Não declarou voto no Haddad por causa do Lula? Não declarei voto
ao Haddad porque não quero mais fazer campanha com o PT. Agora, em uma
eleição que tem só dois candidatos, na noite do primeiro turno, disse à
imprensa: "Ele não". O que ele quer mais agora?

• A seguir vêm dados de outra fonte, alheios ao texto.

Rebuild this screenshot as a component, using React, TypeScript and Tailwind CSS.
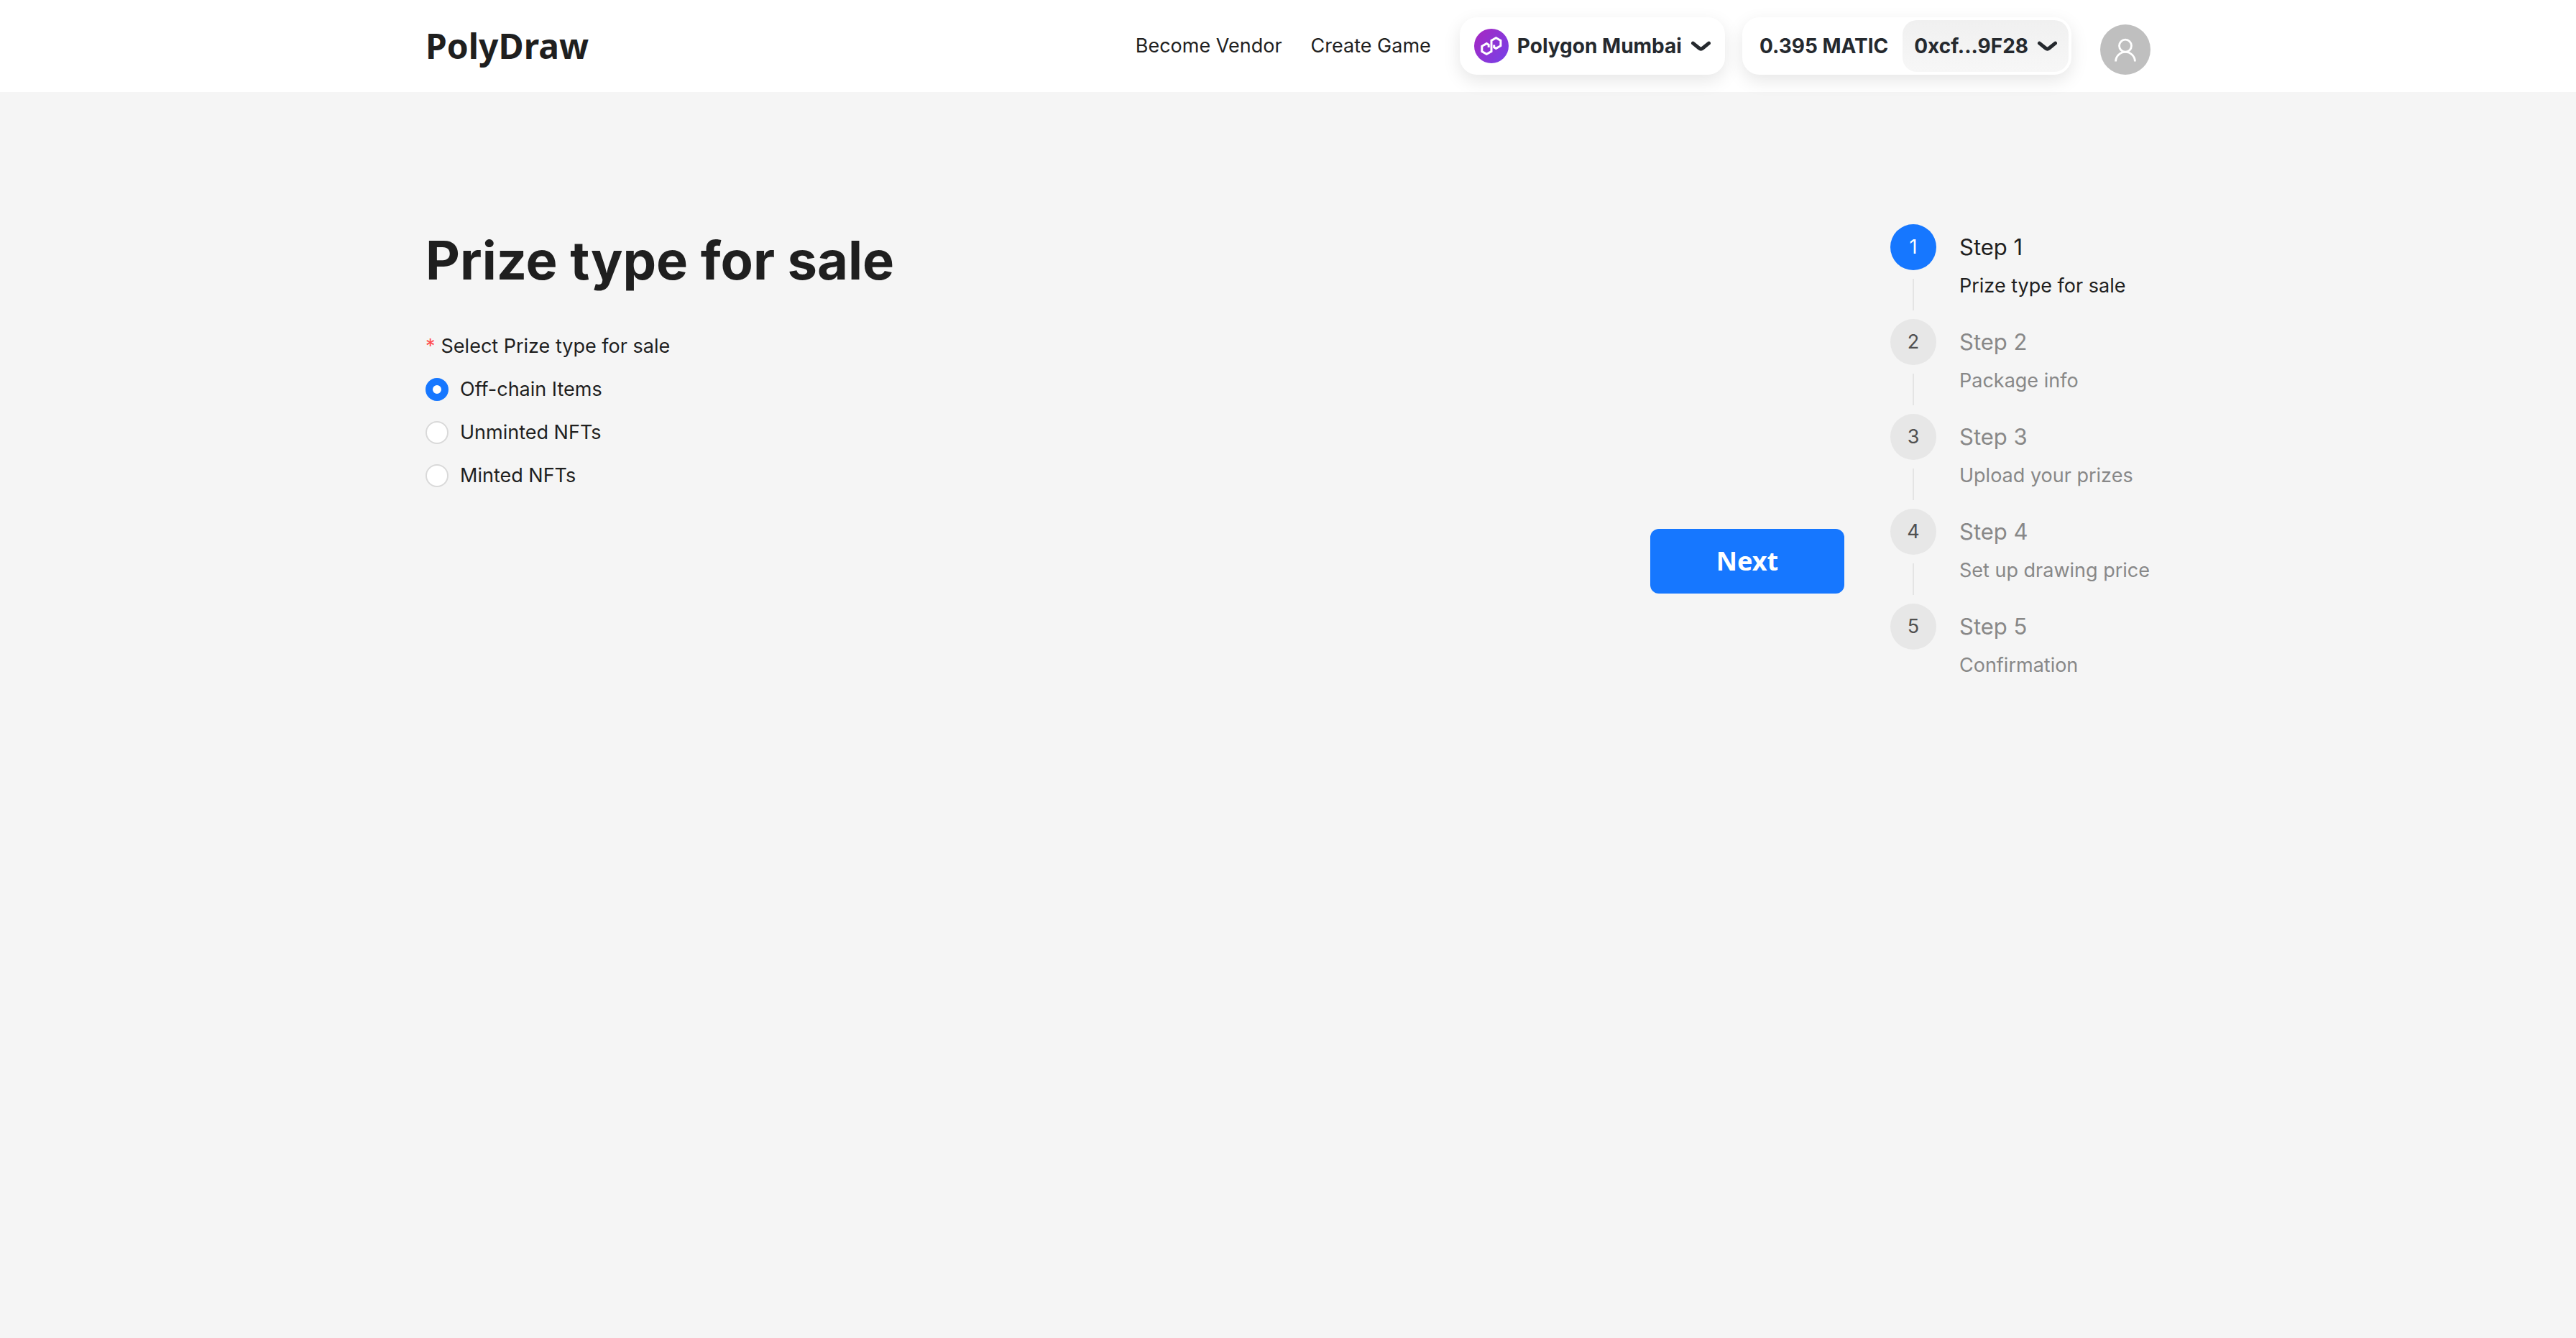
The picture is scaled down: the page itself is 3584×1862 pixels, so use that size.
import { useState } from "react";

const steps = [
  { title: "Step 1", description: "Prize type for sale" },
  { title: "Step 2", description: "Package info" },
  { title: "Step 3", description: "Upload your prizes" },
  { title: "Step 4", description: "Set up drawing price" },
  { title: "Step 5", description: "Confirmation" },
];

const prizeTypes = ["Off-chain Items", "Unminted NFTs", "Minted NFTs"];

function Chevron() {
  return (
    <svg className="h-3.5 w-7" viewBox="0 0 14 7" fill="none" aria-hidden="true">
      <path
        d="M12.75 1.54001L8.51647 5.0038C7.77974 5.60658 6.72026 5.60658 5.98352 5.0038L1.75 1.54001"
        stroke="currentColor"
        strokeWidth="2.5"
        strokeLinecap="round"
        strokeLinejoin="round"
      />
    </svg>
  );
}

function PolygonIcon() {
  return (
    <svg className="size-12" viewBox="0 0 48 48" fill="none" aria-hidden="true">
      <defs>
        <linearGradient id="polygon" x1="4" y1="8" x2="44" y2="40" gradientUnits="userSpaceOnUse">
          <stop stopColor="#A229C5" />
          <stop offset="1" stopColor="#7B3FE4" />
        </linearGradient>
      </defs>
      <circle cx="24" cy="24" r="24" fill="url(#polygon)" />
      <path
        d="M20.2 26V22.4L17.3 20.6L10.8 24.3V31.6L17.3 35.3L24 31.6V16.4L30.4 12.7L36.9 16.4V23.7L30.4 27.4L27.7 25.8V22.4"
        stroke="white"
        strokeWidth="3"
      />
    </svg>
  );
}

function UserIcon() {
  return (
    <svg className="size-9" viewBox="0 0 36 36" fill="none" stroke="currentColor" strokeWidth="2.8" aria-hidden="true">
      <circle cx="18" cy="12.7" r="8.5" />
      <path d="M4.6 34.5A13.4 13.2 0 0 1 31.4 34.5" />
    </svg>
  );
}

function Header() {
  return (
    <header className="bg-white">
      <div className="mx-auto flex h-32 max-w-[2400px] items-center justify-between">
        <a href="#" className="font-['Noto_Sans',sans-serif] text-5xl font-bold text-[#1f1f1f]">
          PolyDraw
        </a>
        <nav className="flex items-center">
          <a href="#" className="mr-10">Become Vendor</a>
          <a href="#" className="mr-10">Create Game</a>
          <button
            type="button"
            className="mr-6 flex h-20 items-center gap-3 rounded-3xl bg-white px-5 text-[28px] font-bold text-[#25292e] shadow-[0_8px_24px_rgba(0,0,0,0.1)]"
          >
            <PolygonIcon />
            Polygon Mumbai
            <Chevron />
          </button>
          <button
            type="button"
            className="mr-10 flex h-20 items-center rounded-3xl bg-white p-1 text-[28px] font-bold text-[#25292e] shadow-[0_8px_24px_rgba(0,0,0,0.1)]"
          >
            <span className="px-5">0.395 MATIC</span>
            <span className="flex h-full items-center gap-3 rounded-[20px] bg-linear-to-b from-[#f0f0f0] to-[#f7f7f7] px-4">
              0xcf...9F28
              <Chevron />
            </span>
          </button>
          <button
            type="button"
            aria-label="Account"
            className="flex size-[70px] items-center justify-center self-end rounded-full bg-[#bfbfbf] text-white"
          >
            <UserIcon />
          </button>
        </nav>
      </div>
    </header>
  );
}

function PrizeForm() {
  const [selected, setSelected] = useState(prizeTypes[0]);
  return (
    <form className="flex flex-1 flex-col" onSubmit={(e) => e.preventDefault()}>
      <h1 className="text-[74px] leading-[100px] font-bold">Prize type for sale</h1>
      <fieldset className="mt-10 flex flex-col">
        <legend className="flex h-[60px] items-center gap-2">
          <span className="text-[#ff4d4f]">*</span>
          Select Prize type for sale
        </legend>
        {prizeTypes.map((type) => (
          <label key={type} className="flex h-[60px] items-center gap-4">
            <input
              type="radio"
              name="prize-type"
              checked={selected === type}
              onChange={() => setSelected(type)}
              className="size-8 appearance-none rounded-full border-2 border-[#d9d9d9] bg-white checked:border-[10px] checked:border-[#1677ff]"
            />
            {type}
          </label>
        ))}
      </fieldset>
      <button
        type="submit"
        className="mt-11 h-[90px] w-[270px] self-end rounded-xl bg-[#1677ff] font-['Noto_Sans',sans-serif] text-4xl font-bold text-white"
      >
        Next
      </button>
    </form>
  );
}

function Steps() {
  return (
    <ol className="min-w-[362px]">
      {steps.map((step, i) => (
        <li key={step.title} className="flex h-[132px] gap-8">
          <div className="flex w-16 flex-col items-center">
            <span
              className={
                i === 0
                  ? "flex size-16 items-center justify-center rounded-full bg-[#1677ff] text-white"
                  : "flex size-16 items-center justify-center rounded-full bg-[#e7e7e7] text-[#505050]"
              }
            >
              {i + 1}
            </span>
            {i < steps.length - 1 && <span className="my-3 w-0.5 flex-1 bg-[#e4e4e4]" />}
          </div>
          <div className={i === 0 ? "" : "text-[#888888]"}>
            <p className="text-[31px] leading-16">{step.title}</p>
            <p className="leading-11">{step.description}</p>
          </div>
        </li>
      ))}
    </ol>
  );
}

export default function App() {
  return (
    <div className="min-h-screen bg-[#f5f5f5] font-[Inter,sans-serif] text-[27px] text-[#1f1f1f]">
      <Header />
      <main className="mx-auto flex max-w-[2400px] items-start gap-16 pt-[184px]">
        <PrizeForm />
        <Steps />
      </main>
    </div>
  );
}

Quais foram os erros cometidos pelos pedetistas? Devemos ter
cometido algum erro e merecemos a crítica. Mas, nesse contexto,
simplesmente multiplicamos por um milhão as energias que nos restaram
para trabalhar. Fomos miseravelmente traídos. Aí, é traição, traição
mesmo. Palavra dada e não cumprida, clandestinidade, acertos espúrios,
grana.
A postura do senhor não inviabiliza uma reaglutinação das siglas de esquerda? Não
quero participar dessa aglutinação de esquerda. Isso sempre foi
sinônimo oportunista de hegemonia petista. Quero fundar um novo campo,
onde para ser de esquerda não tem de tapar o nariz com ladroeira,
corrupção, falta de escrúpulo, oportunismo. Isso não é esquerda. É o
velho caudilhismo populista sul-americano.
A liberdade de imprensa está ameaçada? É muito epidérmica a nossa
sensibilidade. Não acho que tem havido nenhuma ameaça à liberdade de
imprensa até aqui. Por isso que digo que uma das centralidades do mundo
político brasileiro deveria ser um entendimento amplo o suficiente para
cumprir a guarda da institucionalidade democrática. E um dos elementos
centrais disso é a liberdade de imprensa. A imprensa brasileira
nepotista e plutocrata como é parte responsável também por essa
tragédia.
A imprensa ajudou a eleger Bolsonaro? A arrogância do [William]
Bonner achando que podia tutelar a nação brasileira, falar pela nação
brasileira. A Folha que repercute uma calúnia contra uma cidade inteira
que é reconhecida mundialmente como um elemento de referência de
educação para me alcançar [Ele se refere a reportagem sobre relatos de
estudantes de fraudes em avaliações nas escolas de Sobral, no Ceará].
E os ataques feitos pelo Bolsonaro à Folha? É uma ameaça? Não
considero, não. A Folha tem capacidade de reagir a isso e precisa ter
também um pouco de humildade, de respeitar a crítica dos outros.